**TASK INSTRUCTIONS:** Omit the images, then output each of the records below exactly.

——

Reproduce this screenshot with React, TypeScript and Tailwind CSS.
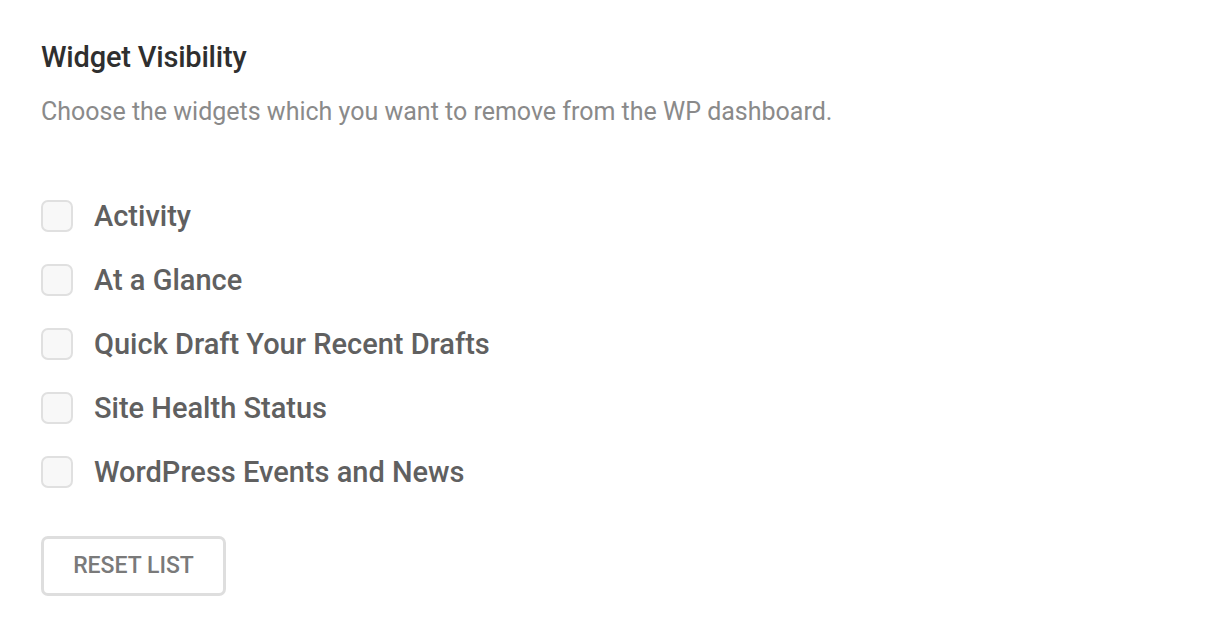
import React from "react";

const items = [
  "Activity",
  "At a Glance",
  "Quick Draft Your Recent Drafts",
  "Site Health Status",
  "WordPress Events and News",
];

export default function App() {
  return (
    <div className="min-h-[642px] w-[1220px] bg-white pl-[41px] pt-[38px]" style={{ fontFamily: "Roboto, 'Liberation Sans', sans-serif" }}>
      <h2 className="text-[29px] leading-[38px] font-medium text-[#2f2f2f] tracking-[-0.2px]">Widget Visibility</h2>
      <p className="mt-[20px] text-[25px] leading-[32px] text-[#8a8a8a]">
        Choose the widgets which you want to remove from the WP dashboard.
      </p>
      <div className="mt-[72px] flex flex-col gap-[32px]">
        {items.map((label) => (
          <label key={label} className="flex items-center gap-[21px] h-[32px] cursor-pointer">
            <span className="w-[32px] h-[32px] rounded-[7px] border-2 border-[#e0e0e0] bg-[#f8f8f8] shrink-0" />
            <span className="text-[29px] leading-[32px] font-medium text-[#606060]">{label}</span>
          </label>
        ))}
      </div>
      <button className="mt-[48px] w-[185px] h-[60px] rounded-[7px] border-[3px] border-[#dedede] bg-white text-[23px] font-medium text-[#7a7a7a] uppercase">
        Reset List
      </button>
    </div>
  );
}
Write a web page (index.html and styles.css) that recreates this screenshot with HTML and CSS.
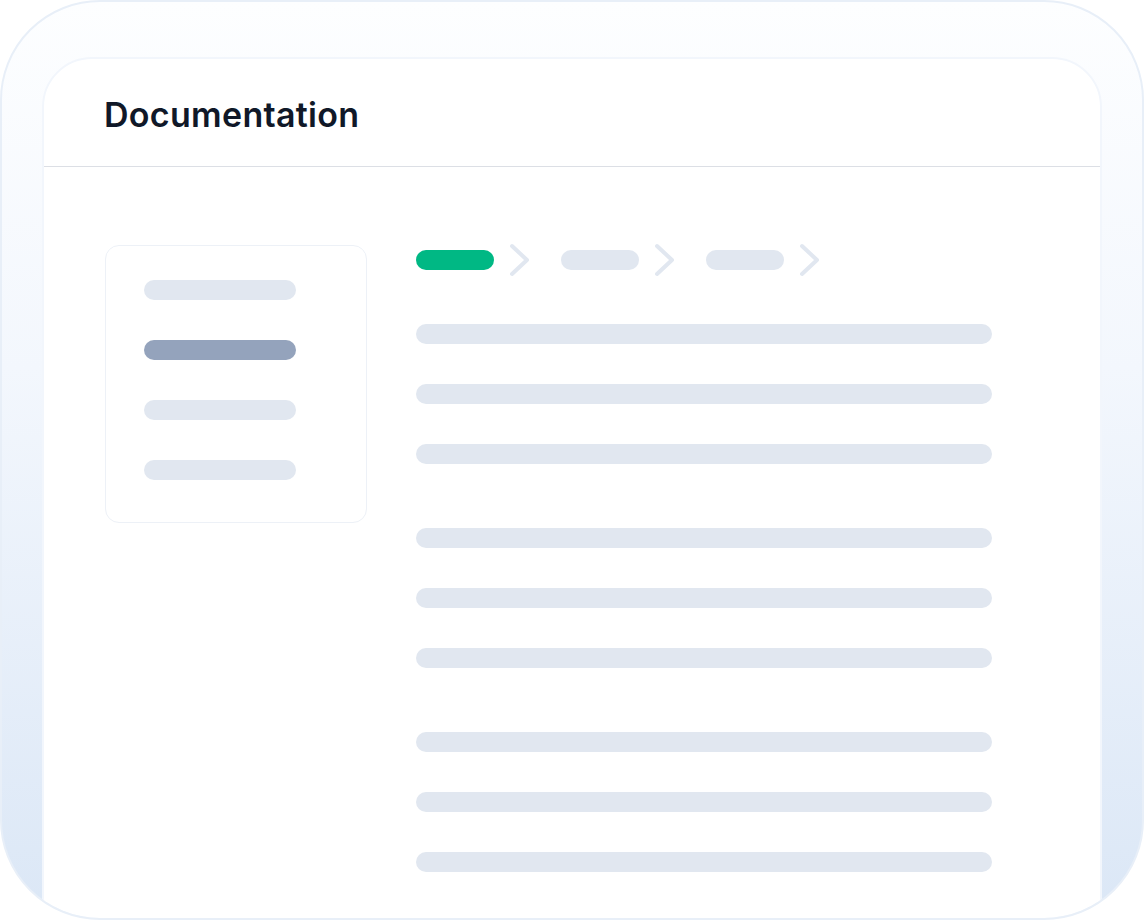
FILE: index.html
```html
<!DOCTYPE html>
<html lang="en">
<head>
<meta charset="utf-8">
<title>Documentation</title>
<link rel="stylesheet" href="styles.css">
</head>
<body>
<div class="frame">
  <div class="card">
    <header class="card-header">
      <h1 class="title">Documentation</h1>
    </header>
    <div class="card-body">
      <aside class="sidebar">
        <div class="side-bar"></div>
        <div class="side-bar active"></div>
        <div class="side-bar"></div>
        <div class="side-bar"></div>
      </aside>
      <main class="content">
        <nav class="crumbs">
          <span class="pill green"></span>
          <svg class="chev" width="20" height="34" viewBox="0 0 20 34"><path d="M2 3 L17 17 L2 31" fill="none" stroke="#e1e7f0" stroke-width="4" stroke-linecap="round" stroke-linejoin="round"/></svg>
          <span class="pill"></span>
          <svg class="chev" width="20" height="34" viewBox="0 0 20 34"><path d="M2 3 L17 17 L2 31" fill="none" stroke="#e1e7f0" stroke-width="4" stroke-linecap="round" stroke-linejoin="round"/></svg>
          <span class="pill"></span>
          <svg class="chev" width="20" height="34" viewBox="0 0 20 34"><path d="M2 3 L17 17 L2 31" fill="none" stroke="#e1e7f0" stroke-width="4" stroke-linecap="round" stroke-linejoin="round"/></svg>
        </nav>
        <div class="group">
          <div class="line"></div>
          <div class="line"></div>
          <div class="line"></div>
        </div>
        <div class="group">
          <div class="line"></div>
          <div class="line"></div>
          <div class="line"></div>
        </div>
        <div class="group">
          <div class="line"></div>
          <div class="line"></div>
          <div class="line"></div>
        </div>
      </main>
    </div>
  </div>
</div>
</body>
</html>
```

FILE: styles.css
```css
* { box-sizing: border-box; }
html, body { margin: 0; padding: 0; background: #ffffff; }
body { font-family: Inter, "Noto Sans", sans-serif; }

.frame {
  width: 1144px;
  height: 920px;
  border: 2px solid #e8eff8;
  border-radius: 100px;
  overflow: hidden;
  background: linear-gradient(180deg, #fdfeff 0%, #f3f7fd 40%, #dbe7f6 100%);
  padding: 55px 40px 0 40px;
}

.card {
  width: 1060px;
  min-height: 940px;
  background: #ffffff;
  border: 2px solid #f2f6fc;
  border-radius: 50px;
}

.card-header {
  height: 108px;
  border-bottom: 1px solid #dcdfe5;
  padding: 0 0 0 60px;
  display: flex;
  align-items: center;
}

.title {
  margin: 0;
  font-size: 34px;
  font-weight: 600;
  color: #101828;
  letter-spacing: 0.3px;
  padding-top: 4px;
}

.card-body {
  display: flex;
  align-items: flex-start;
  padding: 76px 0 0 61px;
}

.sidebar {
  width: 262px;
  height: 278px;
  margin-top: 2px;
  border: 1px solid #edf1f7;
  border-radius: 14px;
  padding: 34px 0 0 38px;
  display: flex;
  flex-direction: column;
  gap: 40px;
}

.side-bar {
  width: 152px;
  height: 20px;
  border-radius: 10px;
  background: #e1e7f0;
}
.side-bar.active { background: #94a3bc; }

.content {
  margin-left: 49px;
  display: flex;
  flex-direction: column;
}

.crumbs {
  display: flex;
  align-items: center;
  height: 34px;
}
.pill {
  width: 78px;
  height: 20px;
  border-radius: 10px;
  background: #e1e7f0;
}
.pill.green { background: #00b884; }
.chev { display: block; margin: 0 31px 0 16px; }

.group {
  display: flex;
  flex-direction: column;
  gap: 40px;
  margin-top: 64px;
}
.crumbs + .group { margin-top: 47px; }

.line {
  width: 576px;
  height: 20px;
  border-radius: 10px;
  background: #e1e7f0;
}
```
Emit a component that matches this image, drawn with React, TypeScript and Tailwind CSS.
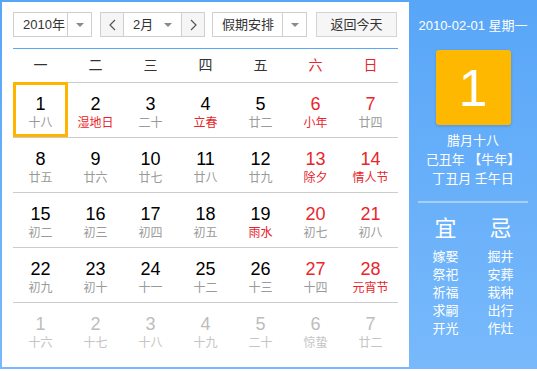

——

**FINAL ANSWER:**
Reproduce this screenshot with React, TypeScript and Tailwind CSS.
import React from "react";

const items = [
  "Activity",
  "At a Glance",
  "Quick Draft Your Recent Drafts",
  "Site Health Status",
  "WordPress Events and News",
];

export default function App() {
  return (
    <div className="min-h-[642px] w-[1220px] bg-white pl-[41px] pt-[38px]" style={{ fontFamily: "Roboto, 'Liberation Sans', sans-serif" }}>
      <h2 className="text-[29px] leading-[38px] font-medium text-[#2f2f2f] tracking-[-0.2px]">Widget Visibility</h2>
      <p className="mt-[20px] text-[25px] leading-[32px] text-[#8a8a8a]">
        Choose the widgets which you want to remove from the WP dashboard.
      </p>
      <div className="mt-[72px] flex flex-col gap-[32px]">
        {items.map((label) => (
          <label key={label} className="flex items-center gap-[21px] h-[32px] cursor-pointer">
            <span className="w-[32px] h-[32px] rounded-[7px] border-2 border-[#e0e0e0] bg-[#f8f8f8] shrink-0" />
            <span className="text-[29px] leading-[32px] font-medium text-[#606060]">{label}</span>
          </label>
        ))}
      </div>
      <button className="mt-[48px] w-[185px] h-[60px] rounded-[7px] border-[3px] border-[#dedede] bg-white text-[23px] font-medium text-[#7a7a7a] uppercase">
        Reset List
      </button>
    </div>
  );
}
Write a web page (index.html and styles.css) that recreates this screenshot with HTML and CSS.
FILE: index.html
```html
<!DOCTYPE html>
<html lang="en">
<head>
<meta charset="utf-8">
<title>Documentation</title>
<link rel="stylesheet" href="styles.css">
</head>
<body>
<div class="frame">
  <div class="card">
    <header class="card-header">
      <h1 class="title">Documentation</h1>
    </header>
    <div class="card-body">
      <aside class="sidebar">
        <div class="side-bar"></div>
        <div class="side-bar active"></div>
        <div class="side-bar"></div>
        <div class="side-bar"></div>
      </aside>
      <main class="content">
        <nav class="crumbs">
          <span class="pill green"></span>
          <svg class="chev" width="20" height="34" viewBox="0 0 20 34"><path d="M2 3 L17 17 L2 31" fill="none" stroke="#e1e7f0" stroke-width="4" stroke-linecap="round" stroke-linejoin="round"/></svg>
          <span class="pill"></span>
          <svg class="chev" width="20" height="34" viewBox="0 0 20 34"><path d="M2 3 L17 17 L2 31" fill="none" stroke="#e1e7f0" stroke-width="4" stroke-linecap="round" stroke-linejoin="round"/></svg>
          <span class="pill"></span>
          <svg class="chev" width="20" height="34" viewBox="0 0 20 34"><path d="M2 3 L17 17 L2 31" fill="none" stroke="#e1e7f0" stroke-width="4" stroke-linecap="round" stroke-linejoin="round"/></svg>
        </nav>
        <div class="group">
          <div class="line"></div>
          <div class="line"></div>
          <div class="line"></div>
        </div>
        <div class="group">
          <div class="line"></div>
          <div class="line"></div>
          <div class="line"></div>
        </div>
        <div class="group">
          <div class="line"></div>
          <div class="line"></div>
          <div class="line"></div>
        </div>
      </main>
    </div>
  </div>
</div>
</body>
</html>
```

FILE: styles.css
```css
* { box-sizing: border-box; }
html, body { margin: 0; padding: 0; background: #ffffff; }
body { font-family: Inter, "Noto Sans", sans-serif; }

.frame {
  width: 1144px;
  height: 920px;
  border: 2px solid #e8eff8;
  border-radius: 100px;
  overflow: hidden;
  background: linear-gradient(180deg, #fdfeff 0%, #f3f7fd 40%, #dbe7f6 100%);
  padding: 55px 40px 0 40px;
}

.card {
  width: 1060px;
  min-height: 940px;
  background: #ffffff;
  border: 2px solid #f2f6fc;
  border-radius: 50px;
}

.card-header {
  height: 108px;
  border-bottom: 1px solid #dcdfe5;
  padding: 0 0 0 60px;
  display: flex;
  align-items: center;
}

.title {
  margin: 0;
  font-size: 34px;
  font-weight: 600;
  color: #101828;
  letter-spacing: 0.3px;
  padding-top: 4px;
}

.card-body {
  display: flex;
  align-items: flex-start;
  padding: 76px 0 0 61px;
}

.sidebar {
  width: 262px;
  height: 278px;
  margin-top: 2px;
  border: 1px solid #edf1f7;
  border-radius: 14px;
  padding: 34px 0 0 38px;
  display: flex;
  flex-direction: column;
  gap: 40px;
}

.side-bar {
  width: 152px;
  height: 20px;
  border-radius: 10px;
  background: #e1e7f0;
}
.side-bar.active { background: #94a3bc; }

.content {
  margin-left: 49px;
  display: flex;
  flex-direction: column;
}

.crumbs {
  display: flex;
  align-items: center;
  height: 34px;
}
.pill {
  width: 78px;
  height: 20px;
  border-radius: 10px;
  background: #e1e7f0;
}
.pill.green { background: #00b884; }
.chev { display: block; margin: 0 31px 0 16px; }

.group {
  display: flex;
  flex-direction: column;
  gap: 40px;
  margin-top: 64px;
}
.crumbs + .group { margin-top: 47px; }

.line {
  width: 576px;
  height: 20px;
  border-radius: 10px;
  background: #e1e7f0;
}
```
Emit a component that matches this image, drawn with React, TypeScript and Tailwind CSS.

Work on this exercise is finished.